Sometimes we would like to assign definite values to the variables in an expression to find the value of that expression. This situation arises in many real life problems.

**Value
of an algebraic expression**

Sometimes we would like to assign definite values
to the variables in an expression to find the value of that expression. This situation
arises in many real life problems.

For example, if the teacher of class 7 wants to
select 10 students for a competition, for which she can choose any number of boys
and girls.

If the number of boys are* x *and the number of girls are *y*,
then the required algebraic expression to find the total number of participants
is *x* + *y*.

Here, the total number of students to be selected
is 10 and if only two girls are interested to participate in the competition, then
how many boys should be selected?
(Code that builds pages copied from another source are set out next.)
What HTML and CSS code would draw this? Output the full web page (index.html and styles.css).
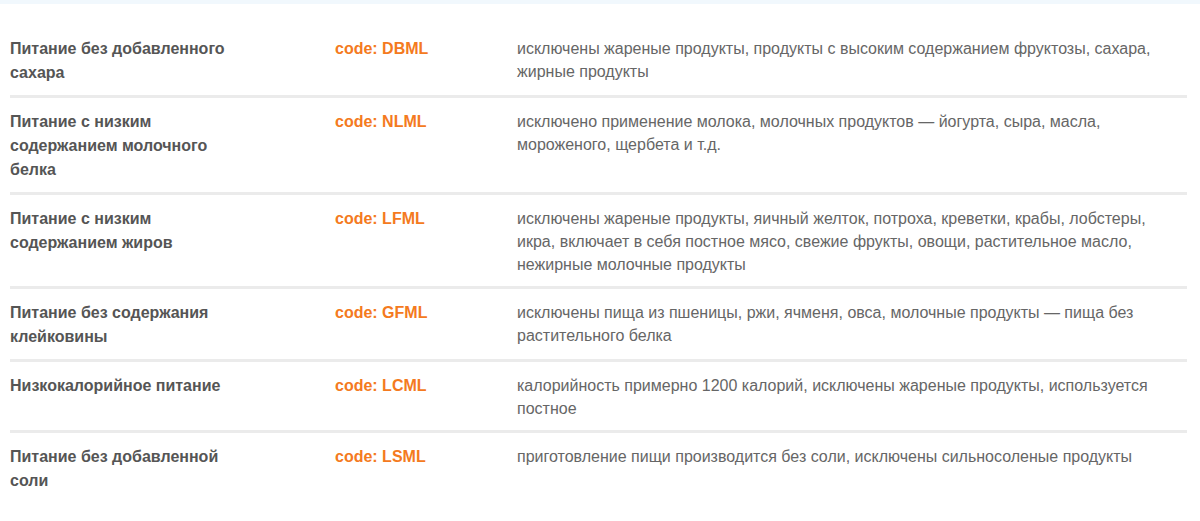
FILE: index.html
```html
<!DOCTYPE html>
<html lang="ru">
<head>
<meta charset="utf-8">
<link rel="stylesheet" href="styles.css">
</head>
<body>
<div class="strip"></div>
<div class="wrap">
  <div class="row">
    <div class="name">Питание без добавленного сахара</div>
    <div class="code">code: DBML</div>
    <div class="desc">исключены жареные продукты, продукты с высоким содержанием фруктозы, сахара, жирные продукты</div>
  </div>
  <div class="row">
    <div class="name">Питание с низким содержанием молочного белка</div>
    <div class="code">code: NLML</div>
    <div class="desc">исключено применение молока, молочных продуктов — йогурта, сыра, масла, мороженого, щербета и т.д.</div>
  </div>
  <div class="row">
    <div class="name">Питание с низким содержанием жиров</div>
    <div class="code">code: LFML</div>
    <div class="desc">исключены жареные продукты, яичный желток, потроха, креветки, крабы, лобстеры, икра, включает в себя постное мясо, свежие фрукты, овощи, растительное масло, нежирные молочные продукты</div>
  </div>
  <div class="row">
    <div class="name">Питание без содержания клейковины</div>
    <div class="code">code: GFML</div>
    <div class="desc">исключены пища из пшеницы, ржи, ячменя, овса, молочные продукты — пища без растительного белка</div>
  </div>
  <div class="row">
    <div class="name">Низкокалорийное питание</div>
    <div class="code">code: LCML</div>
    <div class="desc">калорийность примерно 1200 калорий, исключены жареные продукты, используется постное</div>
  </div>
  <div class="row last">
    <div class="name">Питание без добавленной соли</div>
    <div class="code">code: LSML</div>
    <div class="desc">приготовление пищи производится без соли, исключены сильносоленые продукты</div>
  </div>
</div>
</body>
</html>
```

FILE: styles.css
```css
html, body {
  margin: 0;
  padding: 0;
  background: #ffffff;
}
body {
  font-family: "Liberation Sans", Arial, sans-serif;
  font-size: 16px;
  line-height: 23px;
  color: #666666;
}
.strip {
  height: 4px;
  background: #f1f8fd;
}
.wrap {
  margin: 21px 0 0 10px;
  width: 1177px;
}
.row {
  display: grid;
  grid-template-columns: 325px 182px 1fr;
  padding: 12px 0 10px;
  border-bottom: 3px solid #ebebeb;
}
.row.last {
  border-bottom: none;
}
.name {
  font-weight: bold;
  color: #555555;
  line-height: 24px;
  padding-right: 100px;
}
.code {
  font-weight: bold;
  color: #f47a20;
  line-height: 24px;
}
.desc {
  color: #666666;
  padding-right: 20px;
}
```
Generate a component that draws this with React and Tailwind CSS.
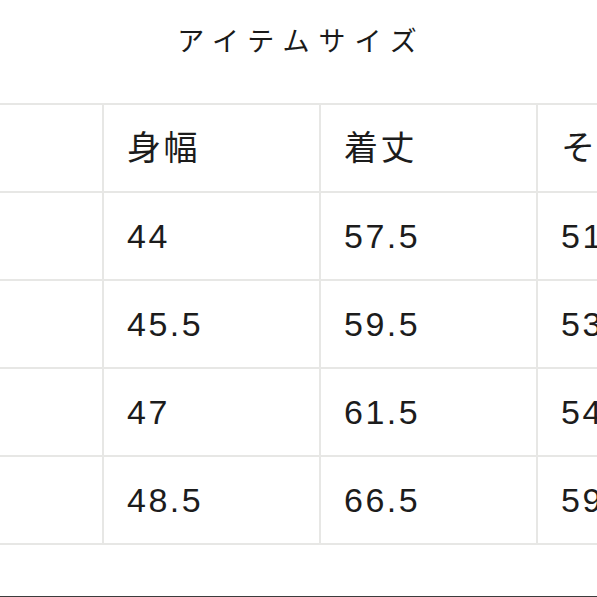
const headers = ['', '身幅', '着丈', 'そで丈'];
const rows = [
    ['44', '57.5', '51.5'],
    ['45.5', '59.5', '53'],
    ['47', '61.5', '54.5'],
    ['48.5', '66.5', '59'],
];

function Cell({ children }) {
    return (
        <div className="w-[217px] h-[88px] shrink-0 flex items-center pl-[23px] border-r-2 border-b-2 border-[#e7e7e5] text-[34px] tracking-[2.5px] text-[#1c1c1c] whitespace-nowrap overflow-hidden">
            {children}
        </div>
    );
}

export default function App() {
    return (
        <div
            className="w-[597px] h-[597px] bg-white overflow-hidden flex flex-col"
            style={{ fontFamily: '"Liberation Sans", "Noto Sans CJK JP", sans-serif' }}
        >
            {/* Title */}
            <div className="h-[103px] shrink-0 flex items-start justify-center pt-[24px]">
                <h1 className="text-[27px] leading-[36px] tracking-[9px] pl-[6px] text-[#1a1a1a] font-normal">
                    アイテムサイズ
                </h1>
            </div>

            {/* Size table */}
            <div className="ml-[-113px] border-t-2 border-[#e7e7e5] flex flex-col w-max">
                <div className="flex">
                    {headers.map((h, i) => (
                        <Cell key={i}>{h}</Cell>
                    ))}
                </div>
                {rows.map((r, ri) => (
                    <div key={ri} className="flex">
                        <Cell />
                        {r.map((v, i) => (
                            <Cell key={i}>{v}</Cell>
                        ))}
                    </div>
                ))}
            </div>

            <div className="mt-auto h-px bg-[#3c3c3c]" />
        </div>
    );
}
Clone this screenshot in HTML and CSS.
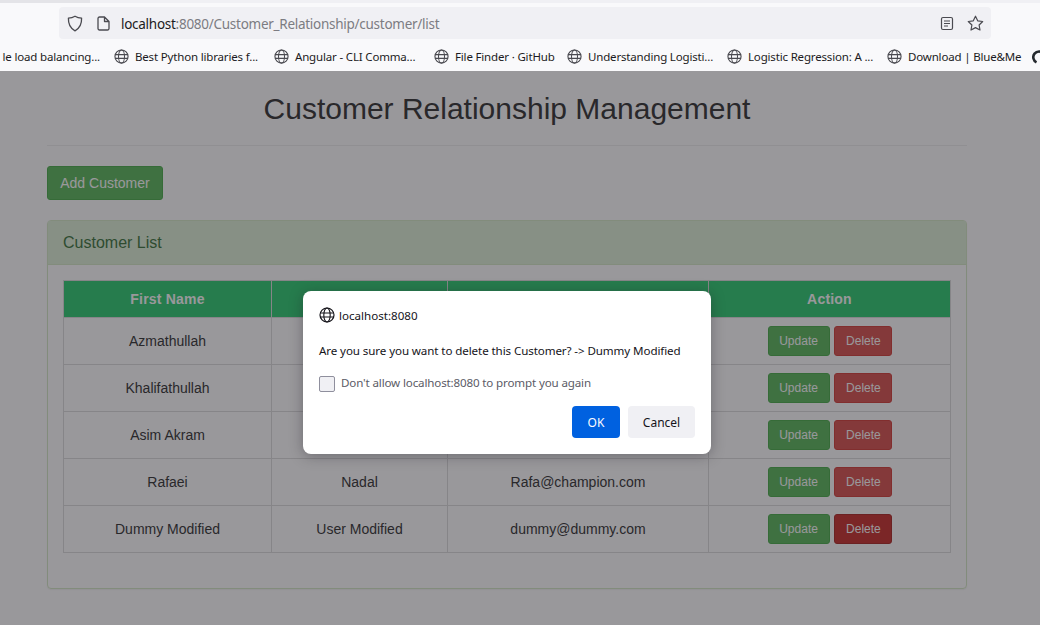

Obviously, if *y* = 2 then *x* + 2 = 10. The value *x* = 8 satisfies the equation. So, the number of boys to be selected is 8.

Follow the steps to obtain the value**.**

Step − 1: Study the problem. Fix the variable and
write the algebraic expression.

Step − 2: Replace each variable by the given numerical
value to obtain an arithmetical expression.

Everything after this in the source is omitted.